The car is in a class of its own and not racing anyone else in the 62-car field. But the lineup of 2010 Le Mans winner Mike Rockenfeller, 2009 Formula One champion Jenson Button and Johnson has been fast enough; Rockenfeller put down a qualifying lap that was faster than every car in the GTE AM class by a full three seconds.

The Hendrick Motorsports crew won its class in the pit stop competition and finished fifth overall as the only team using a manual jack against teams exclusively using air jacks. Rick Hendrick said he could not be prouder of the showing his organization has made even before race day.

“When we said we’re gonna do it, I said, ‘Look, we can’t do this half-assed. I want to be as sharp as anybody out there,” Hendrick told AP. “I don’t want to be any less than any other team here. And just to see the reaction from the crowd, people are so excited about this car. My granddaughter has been sending me all these TikTok things that fans are making about NASCAR being at Le Mans.”

This isn’t NASCAR’s first attempt to run Le Mans. The late France Sr. brokered a deal in 1976, as America celebrated its bicentennial, to bring two cars to compete in the Grand International class and NASCAR selected the teams. Herschel McGriff and his son, Doug, drove a Wedge-powered, Olympia Beer-sponsored Dodge Charger, and Junie Donlavey piloted a Ford Torino shared by Richard Brooks and Dick Hutcherson.

Neither car came close to finishing the race. McGriff, now 95 and inducted into NASCAR’s Hall of Fame in January, is in Le Mans as France’s guest, clad head-to-toe in the noticeable Garage 56 uniforms.

“I threw a lot of hints that I would like to come. And I’ve been treated as royalty,” McGriff said. “This is unbelievable to me. I recognize nothing but I’m anxious to see everything. I’ve been watching and seeing pictures and I can certainly see the fans love their NASCAR.”

The goal is to finish the full race Sunday and, just maybe, beat cars from other classes. Should they pull off the feat, the driver trio wants its own podium celebration.

“I think people will talk about this car for a long, long time,” said Rockenfeller, who along with sports car driver Jordan Taylor did much of the development alongside crew chief Chad Knaus and Greg Ives, a former crew chief who stepped into a projects role at Hendrick this year.

“When we started with the Cup car, we felt already there was so much potential,” Rockenfeller said. “And then we tweaked it. And we go faster, and faster, at Le Mans on the SIM. But you never know until you hit the real track, and to be actually faster than the SIM. Everybody in the paddock, all the drivers, they come up and they are, ‘Wow, this is so cool,’ and they were impressed by the pit stops.
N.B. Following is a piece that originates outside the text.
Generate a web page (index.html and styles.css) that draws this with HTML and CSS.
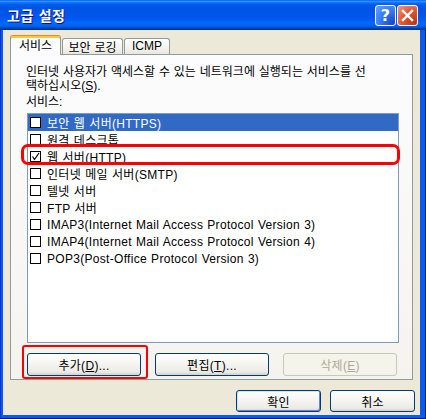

We’ve overachieved, almost, and now of course the goal is to run for 24 hours.”

The car completed a full 24-hour test at Sebring, Florida, earlier this year, Knaus said, and is capable of finishing the race. Button believes NASCAR will leave a lasting impression no matter what happens.

“If you haven’t seen this car live yet, it’s an absolute beast,” Button said. “When you see and hear it go by, it just puts a massive smile on your face.”

For Hendrick, the effort is the first in his newfound embrace of racing outside NASCAR, the stock car series founded long ago in the American South. Aside from the Le Mans project, he will own the Indy car that Kyle Larson drives for Arrow McLaren in next year’s Indianapolis 500 and it will be sponsored by his automotive company.

“If you’d have told me I’d be racing at Le Mans and Indianapolis within the same year, I’d never have believed you,” Hendrick told AP. “But we’re doing both and we’re going to do it right.”

Le Mans 24 Hour Race - Car Parade
Fans gather around the NASCAR Next Gen Chevrolet Camaro ZL1 that is the Garage 56 entry for the 100th 24 Hours of Le Mans at the Circuit de la Sarthe (Chris Graythen/Getty Images).

General Motors is celebrating the achievement with a 2024 Chevrolet Camaro ZL1 Garage 56 Edition and only 56 will be available to collectors later this year.

“Even though Chevrolet has been racing since its inception in 1911, we’ve never done anything quite like Garage 56,” said GM President Mark Reuss. “A NASCAR stock car running at Le Mans is something fans doubted they would see again.”

The race hasn’t even started yet, but Hendrick has enjoyed it so much that he doesn’t want the project to end.

“It’s like a shame to go through all this and do all this, and then Sunday it’s done,” Hendrick said. “It’s just really special to be here.”